Most production and/or injection wells are completed by cementing a string of metal casing in the borehole of the well. The casing and the surrounding cement are perforated adjacent the production and/or injection formation or formations to establish fluid communication between the formation(s) and the casing. One or more strings of metal tubing are then lowered into the casing and their lower ends are positioned adjacent the respective formations to be produced or injected. Fluids are then produced or injected through the tubing strings or, in some instances, through the annulus between the casing and the tubing. If the formation pressure is insufficient to cause the formation fluids (e.g. oil, water, etc.) to flow to the surface, a downhole pump is routinely hung on the lower end of the tubing and is operated by a string of sucker rods which extend from the surface through the tubing.
Since water is almost always present in the produced or injected fluids, corrosion is major problem in most production and injection wells. As is well known in the art, corrosion can seriously affect the operational life of the tubing strings, casing, and/or the metal sucker rods as the case may be, and if not timely treated, can cause early failure of the corroded elements. In known treatments for corrosion in wells, a slug of an appropriate liquid treating solution, e.g. corrosion inhibitor, is flowed down the tubing string. Due to the properties of the corrosion inhibitor, it adheres to the pipe wall; hopefully to form a relatively uniform layer or thin film on the entire surface of the wall to protect the wall from contact with water or other electrolytes or oxidizing agents that may be present in the fluids normally flowing through the tubing.

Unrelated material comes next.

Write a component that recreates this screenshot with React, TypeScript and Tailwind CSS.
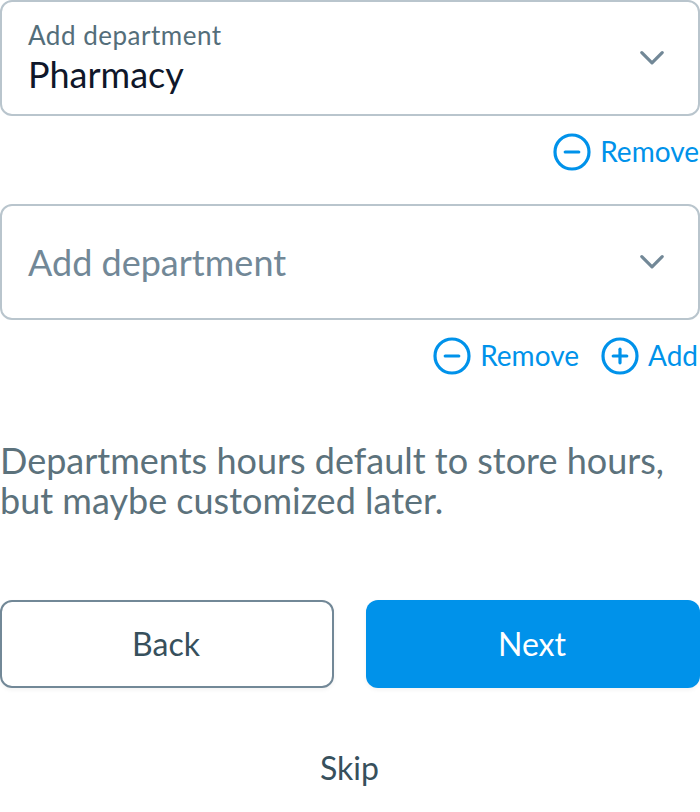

To insure that an adequate layer of treating solution will be deposited onto the wall as the slug passes therethrough, a substantially greater amount of corrosion inhibitor is used than is required to form the protective layer. This excess of corrosion inhibitor is not only expensive but more importantly, has been found to cause severe damage to many production and/or injection formations when it flows out the bottom of the tubing and into the formation. The real threat of formation damage severely restricts the use of this corrosion treatment which, in turn, creates a real dilemma since corrosion treatment of the well tubulars can not be ignored.
In the present inventor's co-pending U.S. patent application No. 07/683,164, filed Apr. 10, 1991, a method is set forth wherein an ablative gelatin pig containing a treating solution is passed through a tubular to deposit a protective layer onto the wall of the tubular which is similar to method of the present invention.